▶ RECORDED DATA
______________________________

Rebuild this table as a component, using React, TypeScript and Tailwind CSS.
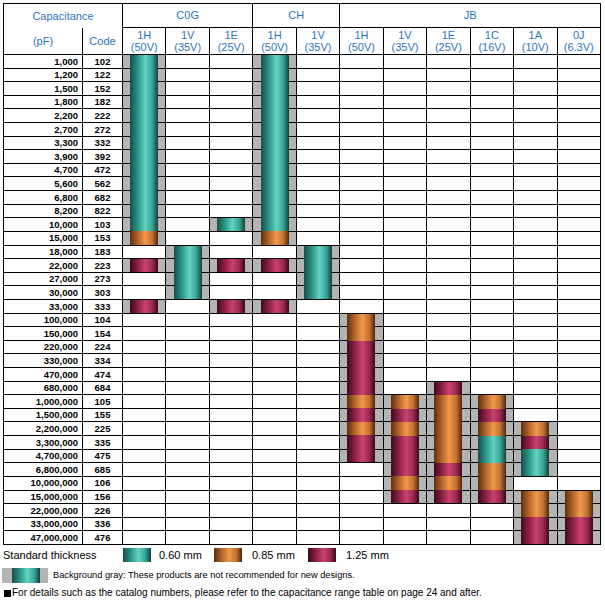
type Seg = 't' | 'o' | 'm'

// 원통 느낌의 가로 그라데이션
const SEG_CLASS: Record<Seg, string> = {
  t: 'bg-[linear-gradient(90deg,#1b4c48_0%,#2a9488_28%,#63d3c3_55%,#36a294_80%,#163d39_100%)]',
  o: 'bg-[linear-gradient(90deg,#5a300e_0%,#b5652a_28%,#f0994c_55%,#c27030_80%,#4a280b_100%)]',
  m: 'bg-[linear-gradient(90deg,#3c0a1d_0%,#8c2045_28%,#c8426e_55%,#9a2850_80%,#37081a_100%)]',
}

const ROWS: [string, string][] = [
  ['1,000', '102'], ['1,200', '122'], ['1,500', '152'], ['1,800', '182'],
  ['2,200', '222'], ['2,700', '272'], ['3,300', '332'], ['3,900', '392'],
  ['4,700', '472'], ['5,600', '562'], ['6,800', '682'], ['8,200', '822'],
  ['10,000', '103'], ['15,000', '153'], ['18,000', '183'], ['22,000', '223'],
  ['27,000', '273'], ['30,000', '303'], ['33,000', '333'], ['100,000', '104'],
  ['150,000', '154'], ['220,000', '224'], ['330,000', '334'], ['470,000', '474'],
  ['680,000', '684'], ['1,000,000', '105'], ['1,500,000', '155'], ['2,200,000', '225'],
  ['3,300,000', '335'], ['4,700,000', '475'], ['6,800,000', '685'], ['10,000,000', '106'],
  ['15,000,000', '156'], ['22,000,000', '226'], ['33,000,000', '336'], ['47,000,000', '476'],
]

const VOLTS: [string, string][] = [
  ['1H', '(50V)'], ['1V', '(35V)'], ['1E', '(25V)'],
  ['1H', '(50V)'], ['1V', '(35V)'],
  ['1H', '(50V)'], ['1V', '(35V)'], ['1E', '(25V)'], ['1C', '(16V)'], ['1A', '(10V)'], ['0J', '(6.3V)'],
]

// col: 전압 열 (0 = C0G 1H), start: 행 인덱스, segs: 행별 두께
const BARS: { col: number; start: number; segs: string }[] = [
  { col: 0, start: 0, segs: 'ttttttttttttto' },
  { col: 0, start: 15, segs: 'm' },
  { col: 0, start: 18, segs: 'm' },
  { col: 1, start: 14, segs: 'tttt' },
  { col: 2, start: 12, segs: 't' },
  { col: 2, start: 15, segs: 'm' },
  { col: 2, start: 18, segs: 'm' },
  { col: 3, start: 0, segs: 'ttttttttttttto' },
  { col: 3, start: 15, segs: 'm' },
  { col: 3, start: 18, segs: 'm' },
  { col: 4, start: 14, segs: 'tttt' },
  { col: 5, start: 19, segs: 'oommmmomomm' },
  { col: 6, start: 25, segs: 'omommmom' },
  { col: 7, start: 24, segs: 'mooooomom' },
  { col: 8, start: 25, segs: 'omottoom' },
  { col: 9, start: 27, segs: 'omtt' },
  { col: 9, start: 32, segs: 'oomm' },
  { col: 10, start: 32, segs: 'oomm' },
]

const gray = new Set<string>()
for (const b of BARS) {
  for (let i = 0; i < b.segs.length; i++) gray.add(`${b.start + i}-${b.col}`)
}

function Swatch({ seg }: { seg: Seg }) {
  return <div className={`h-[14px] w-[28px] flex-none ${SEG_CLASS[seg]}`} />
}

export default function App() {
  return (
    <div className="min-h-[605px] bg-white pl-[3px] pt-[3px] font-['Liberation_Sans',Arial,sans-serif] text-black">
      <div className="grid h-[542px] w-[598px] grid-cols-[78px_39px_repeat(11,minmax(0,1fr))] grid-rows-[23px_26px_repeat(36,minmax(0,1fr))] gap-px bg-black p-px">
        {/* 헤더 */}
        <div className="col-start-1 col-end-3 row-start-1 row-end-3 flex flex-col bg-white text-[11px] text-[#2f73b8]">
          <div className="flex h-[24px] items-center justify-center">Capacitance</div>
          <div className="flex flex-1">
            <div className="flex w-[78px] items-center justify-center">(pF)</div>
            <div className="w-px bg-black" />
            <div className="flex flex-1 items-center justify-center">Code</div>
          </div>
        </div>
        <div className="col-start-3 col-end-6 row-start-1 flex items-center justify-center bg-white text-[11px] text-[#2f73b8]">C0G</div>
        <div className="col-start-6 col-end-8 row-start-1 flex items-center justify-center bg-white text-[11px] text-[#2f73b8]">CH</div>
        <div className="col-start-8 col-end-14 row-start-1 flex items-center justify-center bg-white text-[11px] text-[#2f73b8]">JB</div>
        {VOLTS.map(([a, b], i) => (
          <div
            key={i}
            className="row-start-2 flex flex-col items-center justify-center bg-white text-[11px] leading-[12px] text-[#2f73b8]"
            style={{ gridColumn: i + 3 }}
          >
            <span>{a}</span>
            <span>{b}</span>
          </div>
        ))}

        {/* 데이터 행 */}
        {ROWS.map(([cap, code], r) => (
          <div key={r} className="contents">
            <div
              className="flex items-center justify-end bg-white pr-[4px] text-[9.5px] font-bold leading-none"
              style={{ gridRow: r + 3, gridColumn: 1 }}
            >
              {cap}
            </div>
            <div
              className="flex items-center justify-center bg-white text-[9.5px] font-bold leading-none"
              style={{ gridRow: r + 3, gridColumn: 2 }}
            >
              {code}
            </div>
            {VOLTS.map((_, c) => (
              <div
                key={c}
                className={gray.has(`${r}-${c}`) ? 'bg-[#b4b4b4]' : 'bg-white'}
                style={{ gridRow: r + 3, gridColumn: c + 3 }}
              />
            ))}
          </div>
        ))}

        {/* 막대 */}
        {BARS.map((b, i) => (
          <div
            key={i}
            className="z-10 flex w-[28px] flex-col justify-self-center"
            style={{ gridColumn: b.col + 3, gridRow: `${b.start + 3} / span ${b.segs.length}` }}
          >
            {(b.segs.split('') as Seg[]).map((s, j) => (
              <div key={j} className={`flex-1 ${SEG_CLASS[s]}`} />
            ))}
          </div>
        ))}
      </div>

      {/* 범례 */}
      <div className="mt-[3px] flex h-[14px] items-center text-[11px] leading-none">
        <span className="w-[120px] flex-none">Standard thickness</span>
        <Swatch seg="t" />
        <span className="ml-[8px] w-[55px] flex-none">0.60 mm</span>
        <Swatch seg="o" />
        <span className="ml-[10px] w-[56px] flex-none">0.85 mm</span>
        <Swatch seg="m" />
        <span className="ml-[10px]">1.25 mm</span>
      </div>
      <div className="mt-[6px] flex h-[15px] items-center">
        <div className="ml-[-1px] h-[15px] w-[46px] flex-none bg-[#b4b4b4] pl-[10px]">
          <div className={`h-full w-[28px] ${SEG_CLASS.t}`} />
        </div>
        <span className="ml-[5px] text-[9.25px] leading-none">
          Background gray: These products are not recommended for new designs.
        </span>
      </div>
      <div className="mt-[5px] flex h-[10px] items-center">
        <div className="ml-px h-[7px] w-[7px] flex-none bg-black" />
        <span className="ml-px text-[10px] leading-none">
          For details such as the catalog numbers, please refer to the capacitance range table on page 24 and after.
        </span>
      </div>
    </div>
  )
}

______________________________

▶ GIVEN TASK
Skip the images and write out the rest of the listing exactly.

▶ OUTPUT
Rebuild this table as a component, using React, TypeScript and Tailwind CSS.
type Seg = 't' | 'o' | 'm'

// 원통 느낌의 가로 그라데이션
const SEG_CLASS: Record<Seg, string> = {
  t: 'bg-[linear-gradient(90deg,#1b4c48_0%,#2a9488_28%,#63d3c3_55%,#36a294_80%,#163d39_100%)]',
  o: 'bg-[linear-gradient(90deg,#5a300e_0%,#b5652a_28%,#f0994c_55%,#c27030_80%,#4a280b_100%)]',
  m: 'bg-[linear-gradient(90deg,#3c0a1d_0%,#8c2045_28%,#c8426e_55%,#9a2850_80%,#37081a_100%)]',
}

const ROWS: [string, string][] = [
  ['1,000', '102'], ['1,200', '122'], ['1,500', '152'], ['1,800', '182'],
  ['2,200', '222'], ['2,700', '272'], ['3,300', '332'], ['3,900', '392'],
  ['4,700', '472'], ['5,600', '562'], ['6,800', '682'], ['8,200', '822'],
  ['10,000', '103'], ['15,000', '153'], ['18,000', '183'], ['22,000', '223'],
  ['27,000', '273'], ['30,000', '303'], ['33,000', '333'], ['100,000', '104'],
  ['150,000', '154'], ['220,000', '224'], ['330,000', '334'], ['470,000', '474'],
  ['680,000', '684'], ['1,000,000', '105'], ['1,500,000', '155'], ['2,200,000', '225'],
  ['3,300,000', '335'], ['4,700,000', '475'], ['6,800,000', '685'], ['10,000,000', '106'],
  ['15,000,000', '156'], ['22,000,000', '226'], ['33,000,000', '336'], ['47,000,000', '476'],
]

const VOLTS: [string, string][] = [
  ['1H', '(50V)'], ['1V', '(35V)'], ['1E', '(25V)'],
  ['1H', '(50V)'], ['1V', '(35V)'],
  ['1H', '(50V)'], ['1V', '(35V)'], ['1E', '(25V)'], ['1C', '(16V)'], ['1A', '(10V)'], ['0J', '(6.3V)'],
]

// col: 전압 열 (0 = C0G 1H), start: 행 인덱스, segs: 행별 두께
const BARS: { col: number; start: number; segs: string }[] = [
  { col: 0, start: 0, segs: 'ttttttttttttto' },
  { col: 0, start: 15, segs: 'm' },
  { col: 0, start: 18, segs: 'm' },
  { col: 1, start: 14, segs: 'tttt' },
  { col: 2, start: 12, segs: 't' },
  { col: 2, start: 15, segs: 'm' },
  { col: 2, start: 18, segs: 'm' },
  { col: 3, start: 0, segs: 'ttttttttttttto' },
  { col: 3, start: 15, segs: 'm' },
  { col: 3, start: 18, segs: 'm' },
  { col: 4, start: 14, segs: 'tttt' },
  { col: 5, start: 19, segs: 'oommmmomomm' },
  { col: 6, start: 25, segs: 'omommmom' },
  { col: 7, start: 24, segs: 'mooooomom' },
  { col: 8, start: 25, segs: 'omottoom' },
  { col: 9, start: 27, segs: 'omtt' },
  { col: 9, start: 32, segs: 'oomm' },
  { col: 10, start: 32, segs: 'oomm' },
]

const gray = new Set<string>()
for (const b of BARS) {
  for (let i = 0; i < b.segs.length; i++) gray.add(`${b.start + i}-${b.col}`)
}

function Swatch({ seg }: { seg: Seg }) {
  return <div className={`h-[14px] w-[28px] flex-none ${SEG_CLASS[seg]}`} />
}

export default function App() {
  return (
    <div className="min-h-[605px] bg-white pl-[3px] pt-[3px] font-['Liberation_Sans',Arial,sans-serif] text-black">
      <div className="grid h-[542px] w-[598px] grid-cols-[78px_39px_repeat(11,minmax(0,1fr))] grid-rows-[23px_26px_repeat(36,minmax(0,1fr))] gap-px bg-black p-px">
        {/* 헤더 */}
        <div className="col-start-1 col-end-3 row-start-1 row-end-3 flex flex-col bg-white text-[11px] text-[#2f73b8]">
          <div className="flex h-[24px] items-center justify-center">Capacitance</div>
          <div className="flex flex-1">
            <div className="flex w-[78px] items-center justify-center">(pF)</div>
            <div className="w-px bg-black" />
            <div className="flex flex-1 items-center justify-center">Code</div>
          </div>
        </div>
        <div className="col-start-3 col-end-6 row-start-1 flex items-center justify-center bg-white text-[11px] text-[#2f73b8]">C0G</div>
        <div className="col-start-6 col-end-8 row-start-1 flex items-center justify-center bg-white text-[11px] text-[#2f73b8]">CH</div>
        <div className="col-start-8 col-end-14 row-start-1 flex items-center justify-center bg-white text-[11px] text-[#2f73b8]">JB</div>
        {VOLTS.map(([a, b], i) => (
          <div
            key={i}
            className="row-start-2 flex flex-col items-center justify-center bg-white text-[11px] leading-[12px] text-[#2f73b8]"
            style={{ gridColumn: i + 3 }}
          >
            <span>{a}</span>
            <span>{b}</span>
          </div>
        ))}

        {/* 데이터 행 */}
        {ROWS.map(([cap, code], r) => (
          <div key={r} className="contents">
            <div
              className="flex items-center justify-end bg-white pr-[4px] text-[9.5px] font-bold leading-none"
              style={{ gridRow: r + 3, gridColumn: 1 }}
            >
              {cap}
            </div>
            <div
              className="flex items-center justify-center bg-white text-[9.5px] font-bold leading-none"
              style={{ gridRow: r + 3, gridColumn: 2 }}
            >
              {code}
            </div>
            {VOLTS.map((_, c) => (
              <div
                key={c}
                className={gray.has(`${r}-${c}`) ? 'bg-[#b4b4b4]' : 'bg-white'}
                style={{ gridRow: r + 3, gridColumn: c + 3 }}
              />
            ))}
          </div>
        ))}

        {/* 막대 */}
        {BARS.map((b, i) => (
          <div
            key={i}
            className="z-10 flex w-[28px] flex-col justify-self-center"
            style={{ gridColumn: b.col + 3, gridRow: `${b.start + 3} / span ${b.segs.length}` }}
          >
            {(b.segs.split('') as Seg[]).map((s, j) => (
              <div key={j} className={`flex-1 ${SEG_CLASS[s]}`} />
            ))}
          </div>
        ))}
      </div>

      {/* 범례 */}
      <div className="mt-[3px] flex h-[14px] items-center text-[11px] leading-none">
        <span className="w-[120px] flex-none">Standard thickness</span>
        <Swatch seg="t" />
        <span className="ml-[8px] w-[55px] flex-none">0.60 mm</span>
        <Swatch seg="o" />
        <span className="ml-[10px] w-[56px] flex-none">0.85 mm</span>
        <Swatch seg="m" />
        <span className="ml-[10px]">1.25 mm</span>
      </div>
      <div className="mt-[6px] flex h-[15px] items-center">
        <div className="ml-[-1px] h-[15px] w-[46px] flex-none bg-[#b4b4b4] pl-[10px]">
          <div className={`h-full w-[28px] ${SEG_CLASS.t}`} />
        </div>
        <span className="ml-[5px] text-[9.25px] leading-none">
          Background gray: These products are not recommended for new designs.
        </span>
      </div>
      <div className="mt-[5px] flex h-[10px] items-center">
        <div className="ml-px h-[7px] w-[7px] flex-none bg-black" />
        <span className="ml-px text-[10px] leading-none">
          For details such as the catalog numbers, please refer to the capacitance range table on page 24 and after.
        </span>
      </div>
    </div>
  )
}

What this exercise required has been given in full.